韓国Kリーグ2(2部)の安山(アンサン)グリナースは3月31日、カン・スイル(33)の獲得を発表した。
1987年7月生まれのカン・スイルは、アフリカ系アメリカ人の父と韓国人の母を持つ身長184センチのストライカー。2007年に仁川(インチョン)ユナイテッドでプロデビューすると、翌2008年には2軍リーグでMVPを獲得し、チーム内で頭角を現した。
2011シーズンから加入した済州(チェジュ)ユナイテッドでも活躍をつづけ、2014シーズンにはレンタル移籍で浦項(ポハン)スティーラースでもプレー。翌2015シーズンは済州に復帰した。カン・スイルは2015シーズンまでKリーグで185試合に出場し、27ゴール14アシストを記録した。
ところが2015年6月、カン・スイルは初の韓国代表合宿中にドーピングテストで禁止薬物のメチルテストステロンが検出され、代表を辞退。さらには同年8月、飲酒運転で交通事故を起こすと、「友人が運転をしていた」と嘘の供述をしていたことが明らかになった。
こうした相次ぐ不祥事に、韓国国内のファンやメディアからは非難が殺到。これを受けて済州はカン・スイルに“任意脱退”処分を下した。
“任意脱退”処分が下された選手は公式戦に出場できないどころか年俸ももらえず、国内の他クラブと契約することもできない。そのため、カン・スイルはKリーグから姿を消すこととなった。
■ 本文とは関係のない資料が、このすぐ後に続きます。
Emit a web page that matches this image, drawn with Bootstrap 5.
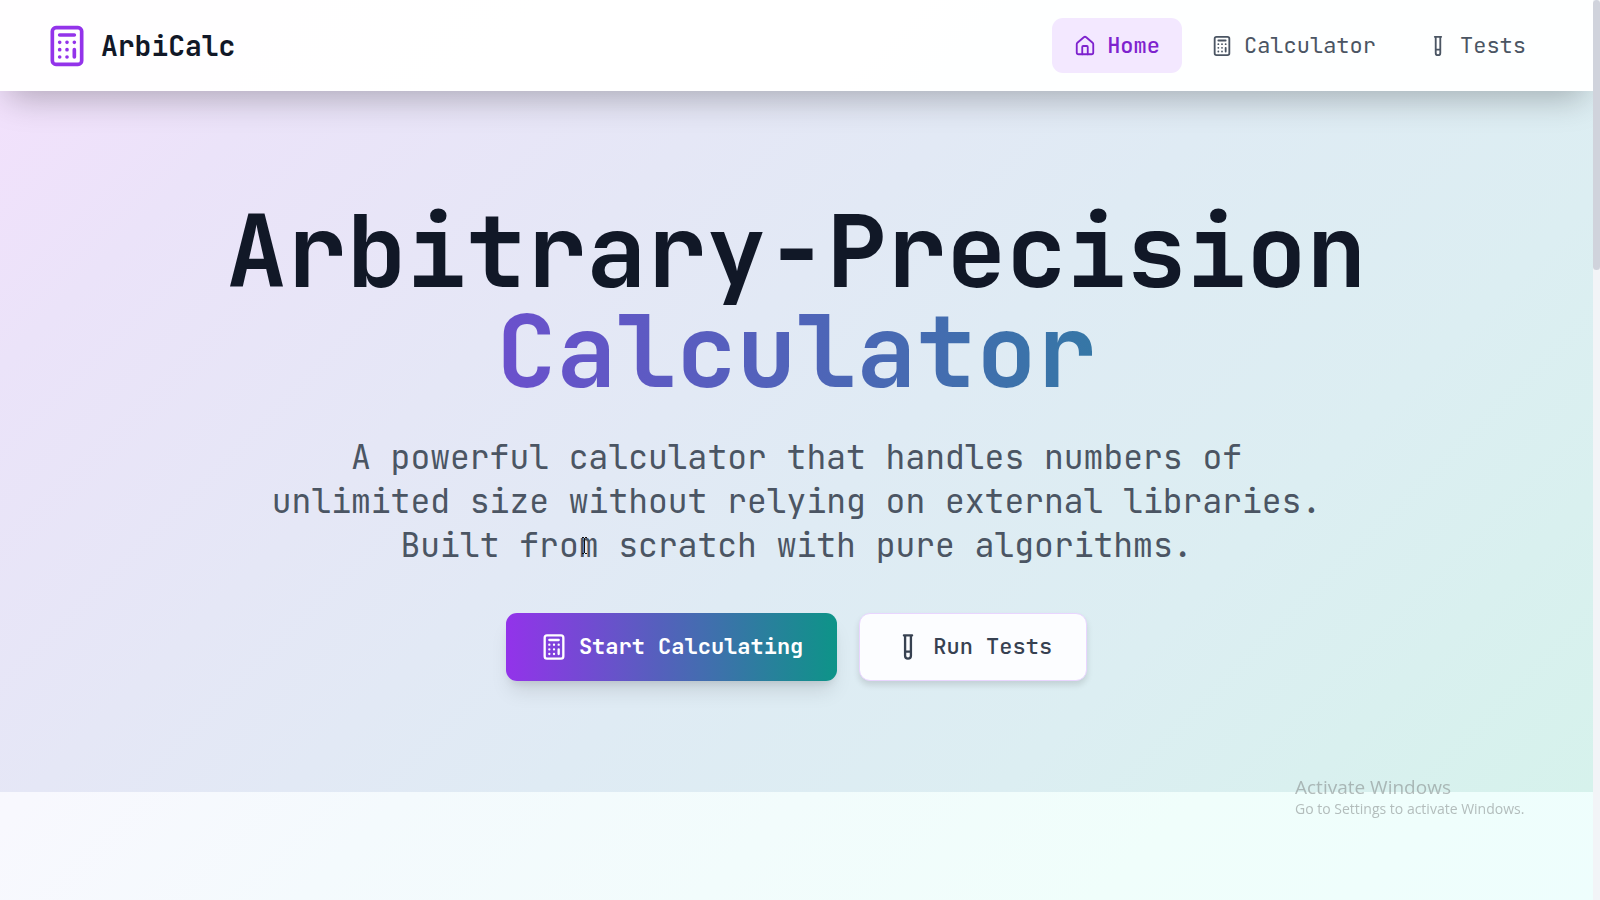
<!DOCTYPE html>
<html lang="en">
<head>
<meta charset="utf-8">
<meta name="viewport" content="width=device-width, initial-scale=1">
<title>ArbiCalc</title>
<link href="https://cdn.jsdelivr.net/npm/bootstrap@5.3.0/dist/css/bootstrap.min.css" rel="stylesheet">
<style>
  body {
    font-family: "JetBrains Mono", "DejaVu Sans Mono", monospace;
    font-size: 22px;
    line-height: 32px;
    color: #111827;
    padding-right: 7px;
    background: linear-gradient(135deg, #faf5ff, #f8f8fe 33%, #f4fafd 48%, #f0fefb 80%, #eefefd);
  }
  .icon { fill: none; stroke: currentColor; stroke-width: 2; stroke-linecap: round; stroke-linejoin: round; flex: none; }
  .topbar {
    background: rgba(255, 255, 255, .9);
    box-shadow: 0 14px 34px -8px rgba(0, 0, 0, .28);
    padding: 18px 45px;
    z-index: 2;
  }
  .topbar .navbar-brand { color: #111827; gap: 12px; font-size: 28px; line-height: 44px; font-weight: 700; }
  .topbar .navbar-brand svg { color: #9333ea; }
  .topbar .navbar-nav { gap: 7px; }
  .topbar .navbar-nav .nav-link {
    color: #4b5563;
    padding: 12px 22px 11px;
    border-radius: 11px;
    gap: 11px;
  }
  .topbar .navbar-nav .nav-link.active { background: #f3e8ff; color: #7e22ce; font-weight: 500; }
  .hero {
    background: linear-gradient(135deg, #f2e1fc, #ebe3f9 12%, #e5e7f6 32%, #dfebf4 54%, #dceef2 74%, #d6f2ec);
    padding: 110px 44px 111px;
  }
  .hero h1 { font-size: 100px; line-height: 100px; font-weight: 700; margin-bottom: 34px; }
  .hero h1 span {
    background: linear-gradient(to right, #9333ea, #0d9488);
    -webkit-background-clip: text;
    background-clip: text;
    color: transparent;
  }
  .tagline { font-size: 33px; line-height: 44px; color: #4b5563; max-width: 1068px; margin-bottom: 46px; }
  .text-cursor { left: 2px; top: 14px; }
  .cta-row { gap: 22px; }
  .cta { border-radius: 11px; gap: 11px; font-size: 22px; line-height: 32px; padding: 18px 34px; }
  .cta-main, .cta-main:hover {
    color: #fff;
    border: 0;
    font-weight: 600;
    background: linear-gradient(to right, #9333ea, #0d9488);
    box-shadow: 0 14px 20px -4px rgba(0, 0, 0, .1), 0 6px 8px -4px rgba(0, 0, 0, .1);
  }
  .cta-alt, .cta-alt:hover {
    color: #374151;
    background: #fcfdff;
    border: 1px solid #e9d5ff;
    padding: 17px 34px;
    font-weight: 500;
    box-shadow: 0 4px 6px rgba(0, 0, 0, .12);
  }
  .watermark {
    right: 69px;
    bottom: 80px;
    width: 236px;
    font: 15px/22px "Segoe UI", "Open Sans", sans-serif;
    color: rgba(130, 135, 135, .55);
    pointer-events: none;
  }
  .watermark strong { font-size: 19px; font-weight: 400; }
  .watermark span { font-size: 14px; }
  .scroll-track { width: 7px; background: #f2f4f7; z-index: 5; }
  .scroll-thumb { height: 30%; background: #d0d3dc; border-radius: 4px; }
</style>
</head>
<body class="min-vh-100 position-relative">
<svg class="d-none" xmlns="http://www.w3.org/2000/svg">
  <symbol id="calc" viewBox="0 0 24 24">
    <rect x="4" y="2" width="16" height="20" rx="2"/>
    <path d="M8 6h8M16 14v4M16 10h.01M12 10h.01M8 10h.01M12 14h.01M8 14h.01M12 18h.01M8 18h.01"/>
  </symbol>
  <symbol id="house" viewBox="0 0 24 24">
    <path d="M15 21v-8a1 1 0 0 0-1-1h-4a1 1 0 0 0-1 1v8"/>
    <path d="M3 10a2 2 0 0 1 .709-1.528l7-5.999a2 2 0 0 1 2.582 0l7 5.999A2 2 0 0 1 21 10v9a2 2 0 0 1-2 2H5a2 2 0 0 1-2-2z"/>
  </symbol>
  <symbol id="tube" viewBox="0 0 24 24">
    <path d="M14.5 2v17.5c0 1.4-1.1 2.5-2.5 2.5s-2.5-1.1-2.5-2.5V2M8.5 2h7M14.5 16h-5"/>
  </symbol>
</svg>

<header class="topbar navbar navbar-expand position-relative d-flex justify-content-between">
  <a class="navbar-brand d-flex align-items-center p-0 m-0" href="#">
    <svg class="icon" width="44" height="44" aria-hidden="true"><use href="#calc"/></svg>
    <span>ArbiCalc</span>
  </a>
  <nav class="navbar-nav" aria-label="Main">
    <a class="nav-link active d-flex align-items-center" aria-current="page" href="#home"><svg class="icon" width="22" height="22" aria-hidden="true"><use href="#house"/></svg>Home</a>
    <a class="nav-link d-flex align-items-center" href="#calculator"><svg class="icon" width="22" height="22" aria-hidden="true"><use href="#calc"/></svg>Calculator</a>
    <a class="nav-link d-flex align-items-center" href="#tests"><svg class="icon" width="22" height="22" aria-hidden="true"><use href="#tube"/></svg>Tests</a>
  </nav>
</header>

<main>
  <section class="hero text-center" id="home">
    <h1>Arbitrary-Precision <span class="d-block">Calculator</span></h1>
    <p class="tagline mx-auto">A powerful calculator that handles numbers of unlimited size without relying on external libraries. Built fro<span class="position-relative"><svg class="text-cursor position-absolute" width="7" height="17" viewBox="0 0 7 17" fill="none" stroke="#111" aria-hidden="true"><path d="M1 .5h2M4 .5h2M3.500 1v15M1 16.500h2M4 16.500h2"/></svg></span>m scratch with pure algorithms.</p>
    <div class="cta-row d-flex flex-wrap justify-content-center">
      <button type="button" class="btn cta cta-main d-flex align-items-center"><svg class="icon" width="28" height="28" aria-hidden="true"><use href="#calc"/></svg>Start Calculating</button>
      <button type="button" class="btn cta cta-alt d-flex align-items-center"><svg class="icon" width="28" height="28" aria-hidden="true"><use href="#tube"/></svg>Run Tests</button>
    </div>
  </section>
</main>

<div class="watermark position-fixed">
  <strong class="d-block">Activate Windows</strong>
  <span class="d-block">Go to Settings to activate Windows.</span>
</div>
<div class="scroll-track position-fixed top-0 end-0 h-100" aria-hidden="true"><div class="scroll-thumb"></div></div>
<script src="https://cdn.jsdelivr.net/npm/bootstrap@5.3.0/dist/js/bootstrap.bundle.min.js"></script>
</body>
</html>
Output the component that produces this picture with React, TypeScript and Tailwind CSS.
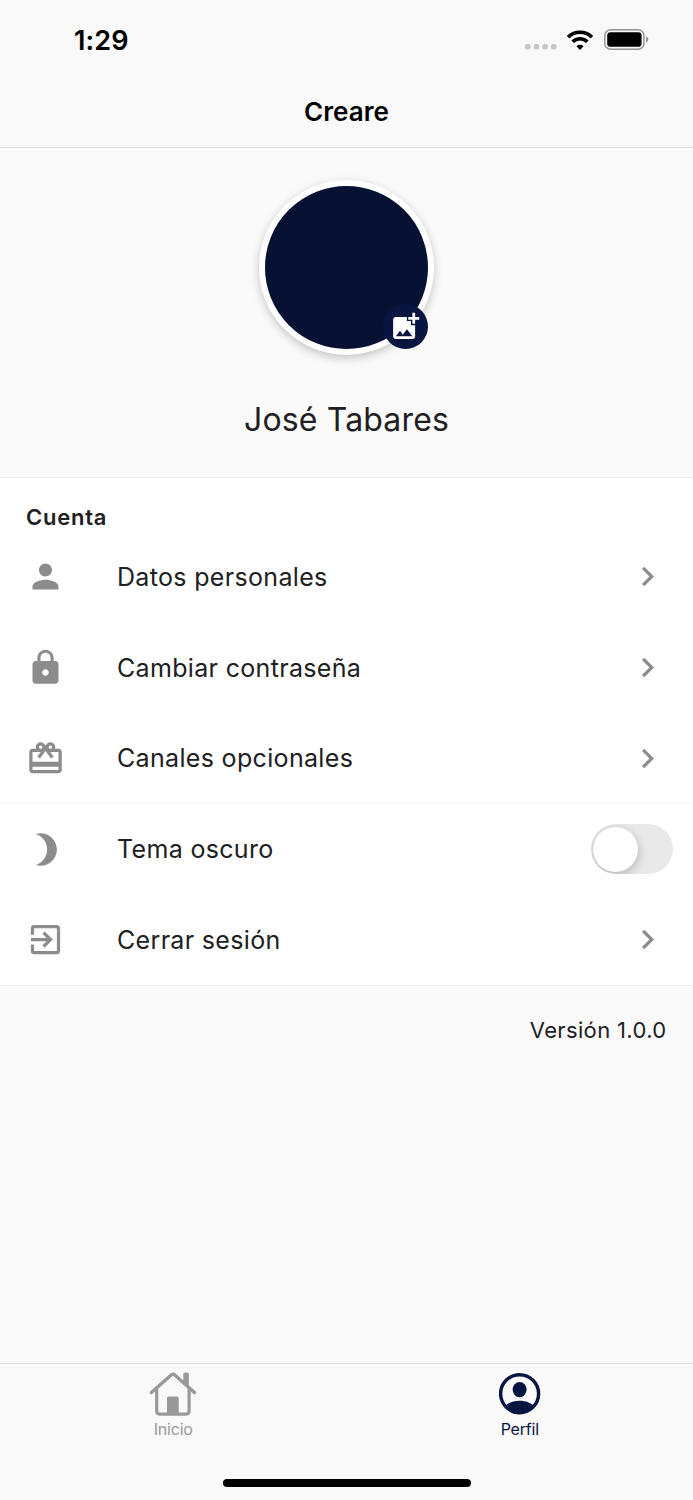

その後、カン・スイルは2017年5月にJ2リーグのザスパクサツ群馬に加入。22試合に出場し、チーム最多の10得点をマークした。
以降はタイリーグのラーチャブリーで2年間過ごした後、2019年には東京ヴェルディで1シーズンプレー。2020年1月にはタイのトラートFCに移籍していたが、同年7月に契約を解除しフリーとなった。
そして今回、済州が下した“任意脱退”処分が解除されたことで、カン・スイルはKリーグ復帰を模索していた。
安山の関係者は「カン・スイルは自粛している間、罪を償う気持ちで多文化家庭や恵まれない子どもたちを助けながら、長い間ボランティア活動をしてきた」とし、「社会的に物議をかもした後、“運動で報いる”と言いながら適当に過ごした選手たちとは違うと感じた。本人も深く反省している姿を見せていたので、彼を信じて獲得を進めた」と、カン・スイル獲得の背景を明かした。
カン・スイルは「自分の過ちで失望したサッカーファンに申し訳ない気持ちが大きい」とし、「私を信じて手を差し伸べてくれた安山に感謝する。安山で本当に最後だと思って最善を尽くしてプレーし、“第2のカン・スイル”が現れないよう後輩の助けになる先輩になりたい」と意気込みを語った。
続けて、「試合も重要だが、多文化児童のための奉仕とクラブの社会貢献活動にも積極的に参加し、安山で奉仕する選手に生まれ変わる」と誓った。
なお、安山には元群馬のMF磐瀬剛(25)が所属している。ただ、群馬在籍期間は2019年夏から2020年までであったため、カン・スイルとはともにプレーしていない。今シーズンのKリーグ2はここまで3試合に出場。プレータイムは142分となっている。